And the boy is home! Over the years I’ve had many emotions while being Thomas’ mother. When Thomas was born my dad told me, “You no longer have a name, from now on you’ll be ‘Thomas’ Mom”. I laughed then, 17 years ago but it really is true. I know I’m also “Alyssa, Daniella and Samantha’s Mom”, but being Thomas’ Mom broke me in, inducted me into motherhood, shattered (in a good/realistic way) whatever false/perfect beliefs I had about motherhood. Introduced me to the person I would become; a tenacious mother who would search over and over for help for her son. I look at this young man who is bigger and taller than me. This young man who will bend down when he hugs me so that his head will rest on my shoulder. He’s so handsome and so big. I wish I knew when all this growing up happened.

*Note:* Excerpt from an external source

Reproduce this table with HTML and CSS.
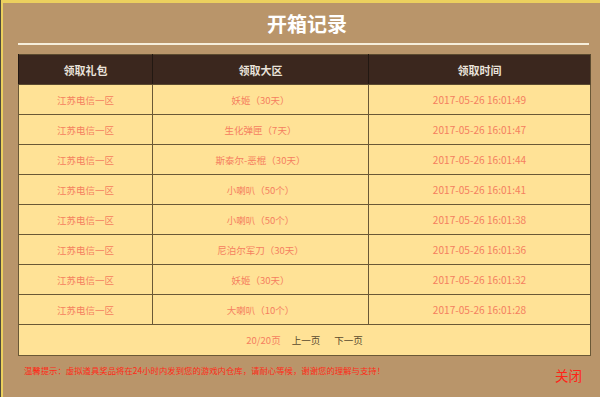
FILE: index.html
```html
<!DOCTYPE html>
<html lang="zh">
<head>
<meta charset="utf-8">
<title>开箱记录</title>
<link rel="stylesheet" href="styles.css">
</head>
<body>
<div class="edge">
  <div class="frame">
    <h1 class="title">开箱记录</h1>
    <div class="rule"></div>
    <table class="records">
      <colgroup><col class="c1"><col class="c2"><col class="c3"></colgroup>
      <thead>
        <tr><th>领取礼包</th><th>领取大区</th><th>领取时间</th></tr>
      </thead>
      <tbody>
        <tr><td>江苏电信一区</td><td>妖姬（30天）</td><td class="time">2017-05-26 16:01:49</td></tr>
        <tr><td>江苏电信一区</td><td>生化弹匣（7天）</td><td class="time">2017-05-26 16:01:47</td></tr>
        <tr><td>江苏电信一区</td><td>斯泰尔-恶棍（30天）</td><td class="time">2017-05-26 16:01:44</td></tr>
        <tr><td>江苏电信一区</td><td>小喇叭（50个）</td><td class="time">2017-05-26 16:01:41</td></tr>
        <tr><td>江苏电信一区</td><td>小喇叭（50个）</td><td class="time">2017-05-26 16:01:38</td></tr>
        <tr><td>江苏电信一区</td><td>尼泊尔军刀（30天）</td><td class="time">2017-05-26 16:01:36</td></tr>
        <tr><td>江苏电信一区</td><td>妖姬（30天）</td><td class="time">2017-05-26 16:01:32</td></tr>
        <tr><td>江苏电信一区</td><td>大喇叭（10个）</td><td class="time">2017-05-26 16:01:28</td></tr>
        <tr class="pager"><td colspan="3"><span class="count">20/20页</span><a class="prev">上一页</a><a class="next">下一页</a></td></tr>
      </tbody>
    </table>
    <div class="footer">
      <p class="note">温馨提示：虚拟道具奖品将在24小时内发到您的游戏内仓库，请耐心等候，谢谢您的理解与支持！</p>
      <a class="close">关闭</a>
    </div>
  </div>
</div>
</body>
</html>
```

FILE: styles.css
```css
html, body {
  margin: 0;
  padding: 0;
  height: 100%;
}
body {
  background: #b9956a;
  font-family: "Noto Sans CJK SC", "Noto Sans", sans-serif;
  overflow: hidden;
}
.edge {
  height: 100%;
  border-left: 1px solid #4e4a3e;
  box-sizing: border-box;
}
.frame {
  height: 100%;
  box-sizing: border-box;
  border-top: 3px solid #ecd05e;
  border-left: 2px solid #ecd05e;
  padding: 7px 10px 0 15px;
  background: #b9956a;
}
.title {
  margin: 0;
  height: 28px;
  line-height: 28px;
  font-size: 20px;
  font-weight: bold;
  color: #ffffff;
  text-align: center;
  padding-left: 6px;
}
.rule {
  height: 2px;
  margin: 5px 1px 0 0;
  background: #f6eedb;
}
.records {
  margin-top: 9px;
  width: 572px;
  border-collapse: collapse;
  table-layout: fixed;
  border: 1px solid #5b4a2f;
}
.c1 { width: 134px; }
.c2 { width: 216px; }
.c3 { width: 222px; }
.records th {
  height: 29px;
  padding: 0;
  background: #3b271e;
  color: #e9e2da;
  font-size: 11px;
  font-weight: bold;
  border-left: 1px solid #221812;
  border-bottom: 1px solid #5b4a2f;
}
.records td {
  height: 29px;
  padding: 0;
  background: #ffe296;
  color: #f5805f;
  font-size: 9.5px;
  text-align: center;
  border: 1px solid #6a5836;
}
.records td.time {
  font-size: 10.1px;
}
.records .pager td {
  height: 30px;
}
.count {
  color: #f5805f;
}
.prev, .next {
  color: #5a4a2e;
  font-size: 9.5px;
}
.prev { margin-left: 11px; }
.next { margin-left: 14px; }
.footer {
  display: flex;
  justify-content: space-between;
  align-items: flex-start;
  padding: 0 8px 0 6px;
}
.note {
  margin: 8px 0 0;
  font-size: 8.4px;
  line-height: 12px;
  color: #ff2a18;
}
.close {
  font-size: 13.5px;
  line-height: 20px;
  color: #ff2418;
  margin-top: 9px;
}
```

He is left handed, like me but has green eyes like his Dad. I’ve never been brought to tears as much as I have for this child of mine. Tears of joy and happiness as well as tears from pain and fear. I’m able to sit and write this because Thomas is engaged in coloring Christmas pages. Gingerbread houses to be exact. This is when I’m able to sit and stare at him and swell with pride that he is mine. Thomas is my only child that I’ve had to express to other people that he is indeed MINE. The girls have always been with me, lived with me there was never any moments of insecurities. Thomas is once again in residential school. This time around I haven’t felt the need to remind the staff that he has a mother…that he is mine. The first time in residential there were many times I wanted to shout from the rooftops, “He has a mother, he is still MINE”. Will I still do this say in 10 years when Thomas will be 27 years old? I want to say, “no” but I’m sure I will. Will I do that to the girls in 10 years? Most likely no.
I’m so glad he’s here, home for Christmas.